Она раздумывала, как бы ей выпутаться, когда вошла кухарка и положила на камин большой сверток в синей бумаге, с надписью: «От господина Дерозерэ»… Эмма бросилась к нему, вскрыла пакет. В нем было пятнадцать наполеондоров. То была уплата по счету за врачебные визиты. На лестнице послышались шаги Шарля, она бросила золотые монеты в ящик, повернула в замке и вынула ключ.
Через три дня снова появился Лере.
— Я хочу предложить вам сделку, — сказал он. — Если бы вы согласились, взамен уплаты договоренной суммы…
— Вот она, — произнесла Эмма, высыпая ему на ладонь четырнадцать червонцев.
Хитрец был сбит с толку. Чтобы скрыть досаду, он рассыпался в извинениях и в предложениях услуг, от которых Эмма наотрез отказалась. Так стояла она еще несколько минут, ощупывая в кармане своего передника две большие серебряные монеты по сто су, полученные в сдачу. Она давала себе слово быть бережливой, чтобы вернуть деньги впоследствии…
«Ба! — рассудила она, — он скоро об этом и думать забудет».
Кроме хлыста с вызолоченным набалдашником Родольф имел от Эммы и другие вещи, подаренные на память, — печатку с надписью: Amor nel cor, шейный шарф и, наконец, портсигар, точь-в-точь такой, как портсигар виконта, что был найден некогда Шарлем на дороге и хранился у Эммы. Но принимать от нее подарки ему казалось унижением. Он отказывался; она настаивала, и Родольф уступал, находя ее в то же время деспотической и назойливой.
Иногда являлись у нее странные фантазии.
— Когда часы будут бить полночь, — говорила она, — думай обо мне!
И если он признавался, что запамятовал, она была неистощима в упреках, кончавшихся неизменным вопросом: «Ты меня любишь?..»
— Да, люблю, люблю, — отвечал он.
— Очень?
— Конечно!
— Ты до меня не любил других женщин?
— Не думаешь ли ты, что с тобой я потерял свою девственность? — восклицал он смеясь.
Эмма плакала; он старался ее утешить, смягчая шутками тон прорывающейся досады.

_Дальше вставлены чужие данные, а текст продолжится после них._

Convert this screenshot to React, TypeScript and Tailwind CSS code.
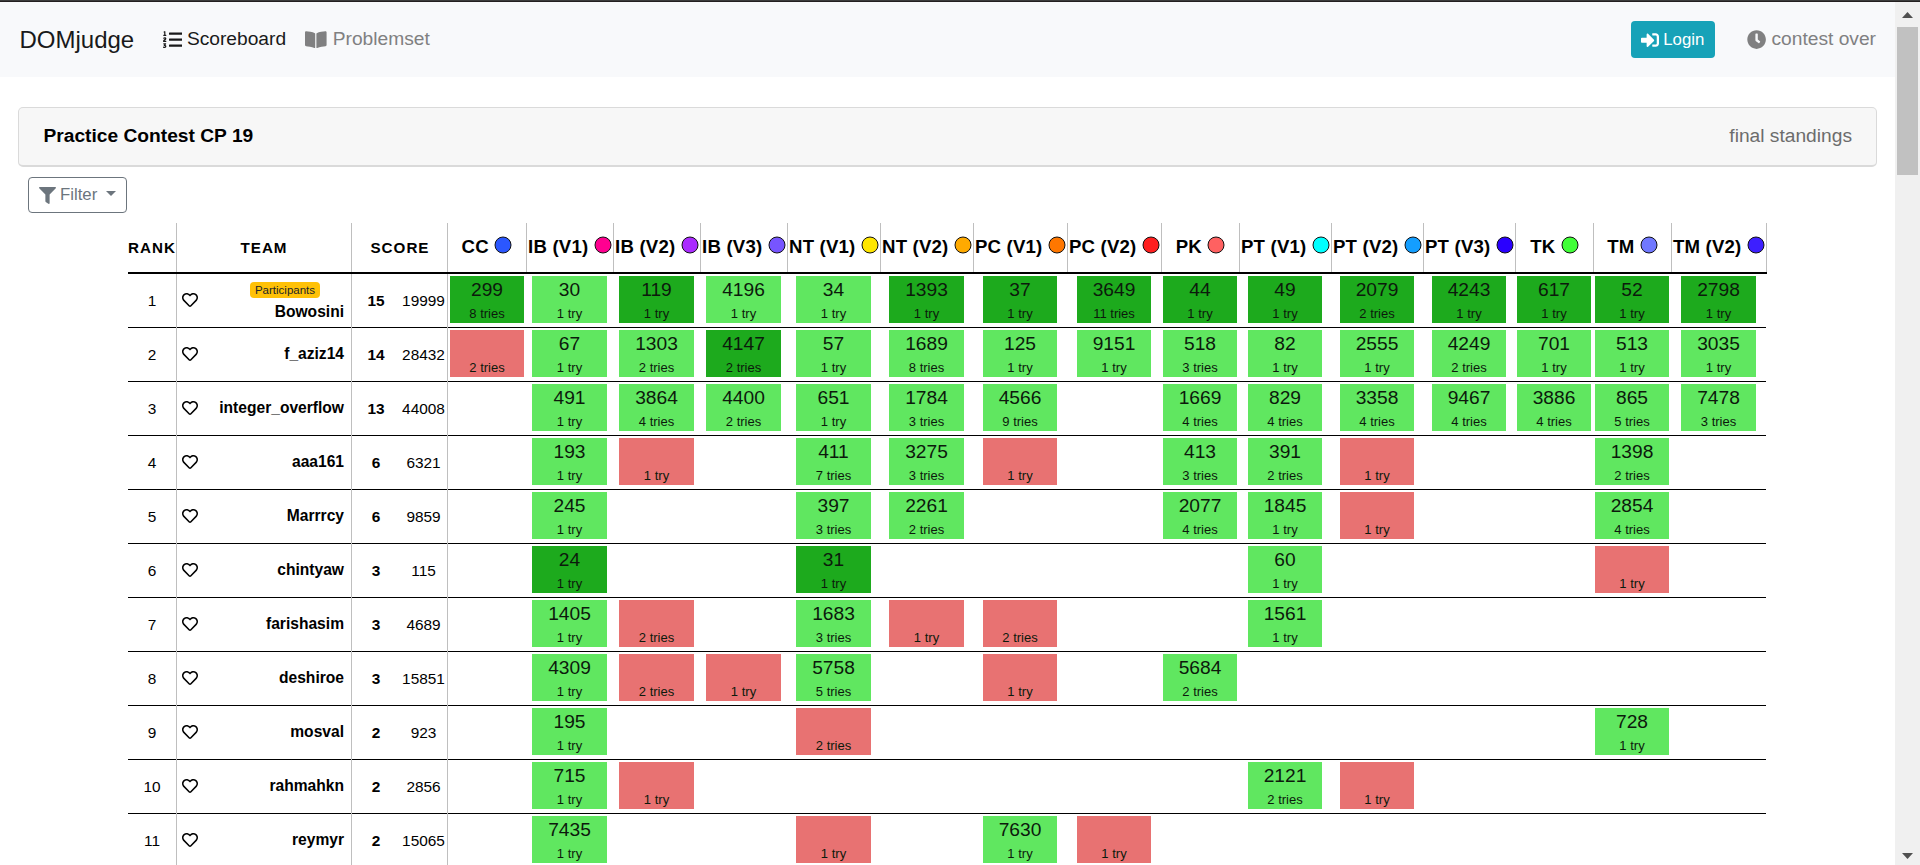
import React from "react";
import { FaBookOpen, FaClock, FaFilter, FaListOl, FaRegHeart, FaSignInAlt } from "react-icons/fa";

type Problem = { label: string; color: string; col: string; box: string };

const problems: Problem[] = [
  { label: "CC", color: "#2b57ff", col: "w-[79px]", box: "ml-[2px] w-[74px]" },
  { label: "IB (V1)", color: "#ff0090", col: "w-[87px]", box: "ml-[5px] w-[75px]" },
  { label: "IB (V2)", color: "#aa2bff", col: "w-[87px]", box: "ml-[5px] w-[75px]" },
  { label: "IB (V3)", color: "#7755ff", col: "w-[87px]", box: "ml-[5px] w-[75px]" },
  { label: "NT (V1)", color: "#ffe600", col: "w-[93px]", box: "ml-[8px] w-[75px]" },
  { label: "NT (V2)", color: "#ffaa00", col: "w-[93px]", box: "ml-[8px] w-[75px]" },
  { label: "PC (V1)", color: "#ff7700", col: "w-[94px]", box: "ml-[9px] w-[74px]" },
  { label: "PC (V2)", color: "#ff1f1f", col: "w-[94px]", box: "ml-[9px] w-[74px]" },
  { label: "PK", color: "#ff6161", col: "w-[78px]", box: "ml-[1px] w-[74px]" },
  { label: "PT (V1)", color: "#00ffff", col: "w-[92px]", box: "ml-[8px] w-[74px]" },
  { label: "PT (V2)", color: "#149eff", col: "w-[92px]", box: "ml-[8px] w-[74px]" },
  { label: "PT (V3)", color: "#2a00ff", col: "w-[92px]", box: "ml-[8px] w-[74px]" },
  { label: "TK", color: "#40ff37", col: "w-[78px]", box: "ml-[1px] w-[74px]" },
  { label: "TM", color: "#7078ff", col: "w-[78px]", box: "ml-[1px] w-[74px]" },
  { label: "TM (V2)", color: "#3d1fff", col: "w-[95px]", box: "ml-[9px] w-[75px]" },
];

type Team = { rank: number; name: string; solved: number; time: number; badge?: string; cells: string[] };

// Cell notation: "time/tries", with "*" for the first solver; "x/tries" is unsolved and "" is unattempted.
const teams: Team[] = [
  { rank: 1, name: "Bowosini", solved: 15, time: 19999, badge: "Participants", cells: ["*299/8", "30/1", "*119/1", "4196/1", "34/1", "*1393/1", "*37/1", "*3649/11", "*44/1", "*49/1", "*2079/2", "*4243/1", "*617/1", "*52/1", "*2798/1"] },
  { rank: 2, name: "f_aziz14", solved: 14, time: 28432, cells: ["x/2", "67/1", "1303/2", "*4147/2", "57/1", "1689/8", "125/1", "9151/1", "518/3", "82/1", "2555/1", "4249/2", "701/1", "513/1", "3035/1"] },
  { rank: 3, name: "integer_overflow", solved: 13, time: 44008, cells: ["", "491/1", "3864/4", "4400/2", "651/1", "1784/3", "4566/9", "", "1669/4", "829/4", "3358/4", "9467/4", "3886/4", "865/5", "7478/3"] },
  { rank: 4, name: "aaa161", solved: 6, time: 6321, cells: ["", "193/1", "x/1", "", "411/7", "3275/3", "x/1", "", "413/3", "391/2", "x/1", "", "", "1398/2", ""] },
  { rank: 5, name: "Marrrcy", solved: 6, time: 9859, cells: ["", "245/1", "", "", "397/3", "2261/2", "", "", "2077/4", "1845/1", "x/1", "", "", "2854/4", ""] },
  { rank: 6, name: "chintyaw", solved: 3, time: 115, cells: ["", "*24/1", "", "", "*31/1", "", "", "", "", "60/1", "", "", "", "x/1", ""] },
  { rank: 7, name: "farishasim", solved: 3, time: 4689, cells: ["", "1405/1", "x/2", "", "1683/3", "x/1", "x/2", "", "", "1561/1", "", "", "", "", ""] },
  { rank: 8, name: "deshiroe", solved: 3, time: 15851, cells: ["", "4309/1", "x/2", "x/1", "5758/5", "", "x/1", "", "5684/2", "", "", "", "", "", ""] },
  { rank: 9, name: "mosval", solved: 2, time: 923, cells: ["", "195/1", "", "", "x/2", "", "", "", "", "", "", "", "", "728/1", ""] },
  { rank: 10, name: "rahmahkn", solved: 2, time: 2856, cells: ["", "715/1", "x/1", "", "", "", "", "", "", "2121/2", "x/1", "", "", "", ""] },
  { rank: 11, name: "reymyr", solved: 2, time: 15065, cells: ["", "7435/1", "", "", "x/1", "", "7630/1", "x/1", "", "", "", "", "", "", ""] },
];

function ScoreCell({ value, problem }: { value: string; problem: Problem }) {
  if (!value) return <div className={`${problem.col} shrink-0 border-b border-black`} />;
  const first = value.startsWith("*");
  const [time, tries] = value.replace("*", "").split("/");
  const failed = time === "x";
  const bg = failed ? "bg-[#e87272]" : first ? "bg-[#1daa1d]" : "bg-[#60e760]";
  return (
    <div className={`${problem.col} shrink-0 border-b border-black pt-[2px]`}>
      <div className={`${problem.box} ${bg} h-[47px] text-center text-[#0c1a0c]`}>
        <div className="h-[27px] text-[19.2px] leading-[27px]">{failed ? "" : time}</div>
        <div className="h-[20px] text-[13px] leading-[21px]">{tries === "1" ? "1 try" : `${tries} tries`}</div>
      </div>
    </div>
  );
}

function TeamRow({ team }: { team: Team }) {
  return (
    <div className="flex h-[54px] text-[15.4px] leading-[21px]">
      <div className="w-[49px] shrink-0 border-r border-[#bfbfbf]">
        <div className="flex h-full items-center justify-center border-b border-black">{team.rank}</div>
      </div>
      <div className="w-[175px] shrink-0 border-r border-[#bfbfbf]">
        <div className="flex h-full items-center border-b border-black pr-[7px] pb-[2px] pl-[5px]">
          <FaRegHeart className="mt-px size-4 shrink-0" />
          <div className="flex flex-1 flex-col items-end">
            {team.badge && (
              <span className="mt-[5px] mr-6 h-4 w-[70px] rounded-[4px] bg-[#ffc107] text-center text-[11.52px] leading-4 text-[#212529]">
                {team.badge}
              </span>
            )}
            <span className={team.badge ? "mt-[3px] text-[15.6px] font-bold" : "text-[15.6px] font-bold"}>{team.name}</span>
          </div>
        </div>
      </div>
      <div className="w-[96px] shrink-0 border-r border-[#bfbfbf]">
        <div className="flex h-full items-center border-b border-black text-center">
          <div className="w-12 font-bold">{team.solved}</div>
          <div className="w-[47px]">{team.time}</div>
        </div>
      </div>
      {problems.map((p, i) => (
        <ScoreCell key={p.label} value={team.cells[i]} problem={p} />
      ))}
    </div>
  );
}

function ScoreboardHeader() {
  const side = "shrink-0 border-r border-[#bfbfbf] text-center text-[15.2px] leading-[49px] tracking-[1px]";
  return (
    <div className="flex h-[51px] border-b-2 border-black font-bold">
      <div className={`w-[49px] ${side}`}>RANK</div>
      <div className={`w-[175px] ${side}`}>TEAM</div>
      <div className={`w-[96px] pl-px ${side}`}>SCORE</div>
      {problems.map((p) => (
        <div key={p.label} className={`${p.col} flex shrink-0 justify-center border-r border-[#bfbfbf] text-[18.6px] leading-[47px] tracking-[0.2px] whitespace-nowrap`}>
          <span>{p.label}</span>
          <svg className="mt-[13px] ml-[5.5px] size-[18px] shrink-0" viewBox="0 0 18 18">
            <circle cx="9" cy="9" r="8" fill={p.color} stroke="#111" strokeWidth="1" />
          </svg>
        </div>
      ))}
    </div>
  );
}

function Navbar() {
  return (
    <nav className="flex h-[75px] items-center bg-[#f8f9fb] pr-[19px] pl-[19.5px] text-[19.2px] text-[#808081]">
      <a className="mr-[28.5px] text-[24px] leading-9 text-[#19191a]">DOMjudge</a>
      <a className="mr-[19px] flex items-center text-[#19191a]">
        <FaListOl className="mr-[5px] size-[19.2px]" />
        Scoreboard
      </a>
      <a className="flex items-center">
        <FaBookOpen className="mr-[6px] h-[19.2px] w-[21.6px]" />
        Problemset
      </a>
      <a className="ml-auto flex h-[37px] w-[84px] items-center rounded-[4px] bg-[#17a2b8] pl-[10px] text-[16.8px] text-white">
        <FaSignInAlt className="mr-1 size-[18px]" />
        Login
      </a>
      <span className="ml-[32px] flex items-center">
        <FaClock className="mr-[5px] size-[19.2px]" />
        contest over
      </span>
    </nav>
  );
}

function Scrollbar() {
  return (
    <div className="flex w-[25px] shrink-0 flex-col items-center bg-[#f0f0f0]">
      <svg className="mt-[10px] h-[6px] w-[11px]" viewBox="0 0 11 6">
        <path d="M0 6L5.5 0L11 6Z" fill="#505050" />
      </svg>
      <div className="mt-[9px] h-[148px] w-[21px] bg-[#c1c1c1]" />
      <svg className="mt-auto mb-[6px] h-[6px] w-[11px]" viewBox="0 0 11 6">
        <path d="M0 0L5.5 6L11 0Z" fill="#505050" />
      </svg>
    </div>
  );
}

export default function App() {
  return (
    <div className="flex h-[865px] w-[1920px] flex-col overflow-hidden bg-white font-['Liberation_Sans',Arial,sans-serif] text-black">
      <div className="h-[2px] shrink-0 border-b border-[#231f20] bg-[#3c3c3c]" />
      <div className="flex min-h-0 flex-1">
        <main className="min-w-0 flex-1 overflow-hidden">
          <Navbar />
          <div className="mt-[30px] mr-[18px] ml-[18px] flex h-[60px] justify-between rounded-[5px] border border-b-2 border-[#dadada] bg-[#f7f7f7] pt-[13px] pr-[24px] pl-[24.5px] text-[19.2px] leading-[29px]">
            <span className="font-bold">Practice Contest CP 19</span>
            <span className="text-[#6c6c6c]">final standings</span>
          </div>
          <button className="mt-[10px] ml-7 flex h-9 w-[99px] items-center rounded-[4px] border border-[#6c757d] pl-[9.5px] text-[16.8px] text-[#6c757d]">
            <FaFilter className="mr-[4.5px] size-[17px]" />
            Filter
            <svg className="mb-[3px] ml-[9px] h-[5px] w-[10px]" viewBox="0 0 10 5">
              <path d="M0 0H10L5 5Z" fill="#6c757d" />
            </svg>
          </button>
          <section className="mt-[10px] ml-32 w-[1639px]">
            <ScoreboardHeader />
            <div className="w-[1638px] overflow-hidden">
              {teams.map((t) => (
                <TeamRow key={t.rank} team={t} />
              ))}
            </div>
          </section>
        </main>
        <Scrollbar />
      </div>
    </div>
  );
}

— О, ведь это потому, что я тебя люблю! — начинала она сызнова. — Люблю так, что не могу без тебя жить, пойми это! Иногда мне бывает так нужно, так нужно видеть тебя: сердце мое разрывается от муки гнева, на который способна только любовь. Я говорю себе: «Где он? Быть может, он разговаривает с другими женщинами? Они улыбаются ему, он к ним подходит…» О нет, не правда ли, ведь тебе ни одна не нравится? Есть другие красивее меня, зато я лучше умею любить! Я твоя раба, твоя наложница! Ты мой царь, мой кумир! Ты добр! Ты прекрасен! Ты умный! Ты сильный!
Он столько раз в жизни слышал то же самое, что уже не находил в этих речах ничего неожиданного, ничего своеобразного. Эмма походила на всех любовниц; очарование новизны, спадая, как причудливая одежда, обнажало вечное однообразие страсти, у которой всегда одни и те же проявления, один и тот же язык. Он не различал, этот человек с практическим складом ума, глубокого несходства чувств под внешнею одинаковостью их выражения. Так как уста развратные и продажные не раз шептали ему привычные слова, он не верил их правде. Приходилось учитывать слишком много преувеличений, пошлых прикрас заурядного чувства. Так привык он думать, — как будто полнота души не выливается иногда в самых пустых метафорах; ибо никто никогда не может дать точной меры своих потребностей, ни своих понятий, ни горестей, а слово человеческое похоже на надтреснутый котел, по которому мы отбиваем такт медвежьей пляски, в то время как сердце хотело бы допрыгнуть до звезд.